Today was another instalment of the Gayle show. On the fifth ball he survived a simple drop chance, courtesy the butter-fingered Goel, off an intended short-arm pull. Three quiet balls later, he began his sequence. The loose limbs sent the ball crashing over cover point. The next over Irfan Pathan got it straighter; Gayle almost knocked the umpire's head off. Pathan tried to change his length with a short ball; it was eventually picked up from the square leg boundary. Pathan then went for a length ball. It sailed over long-on, almost sucked in by the delirious fans who, for the first time in the day, really started to get into things. Gayle has that effect.
There is a perception, warranted to an extent by his style of play, that there is little technique; it's almost village cricket. It's an accusation levelled at most of the big players who keep the game simple. Watch Gayle closely, though, and there's a delightfully simple technique at work. He has a wide, spread stance, crouches a touch on bent knees to get the centre of gravity down and stays still. Very still. As the bowler, in this case Irfan, finishes his delivery stride and releases the ball, Gayle uncoils into action. His stance means he doesn't have to move too far forward or back. The problem is when he is not quite to the length or the ball starts seaming around - Gayle does get squared up a lot on tougher pitches. Not today, though.

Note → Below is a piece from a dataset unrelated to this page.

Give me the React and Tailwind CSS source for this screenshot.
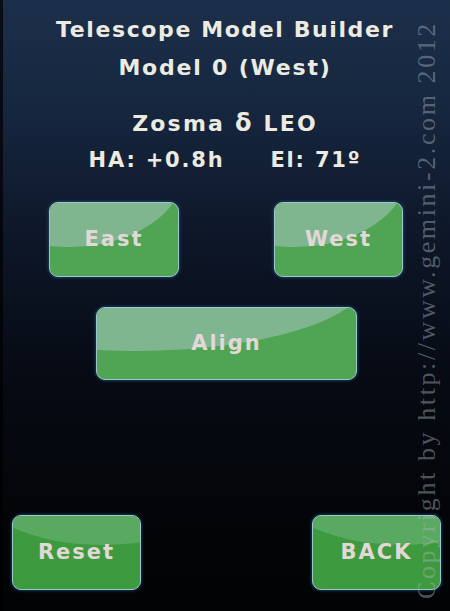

There was a touch of pre-determination from him but again the movement was late. He moved his back foot across, took his front leg outside the line of the ball and got into a position to swing across to the on side. He lifted VS Malik into the midwicket stands and, when the bowlers dug in short, his balance allowed him to cut it over point.
Of course, he had his share of luck. Not only did Goel drop him, Sangakkara too failed to hold on to a nick off the leggie Piyush Chawla. A bully's luck.
The match wouldn't have been complete without Mr Cool showing his signature style on the field. The batsman Goel edged a flash to the left of first slip, where Gayle was stationed. Second slip lunged to his right. The calm Gayle swayed to his left. There was a blur of activity and for that moment the ball was lost from sight. Slowly, Gayle broke into a smile as his team-mates converged on him. That was as much emotion as one gets from Gayle (unless you are Michael Clarke and have rubbed him the wrong way).
Later, his captain Brendon McCullum said he knew that as long as Gayle got going, they didn't have to bother about those two kill-joy gentlemen Duckworth and Lewis. "The only thing we have decided here, in these conditions, is to take the first two overs quietly. You don't want to lose an early wicket and keep chasing the game. You sort of get an idea about the D/L score but there were no sheets passed around in the dressing room. With Gayle going the way he did …" His voice trailed off. There was no need to say anything else.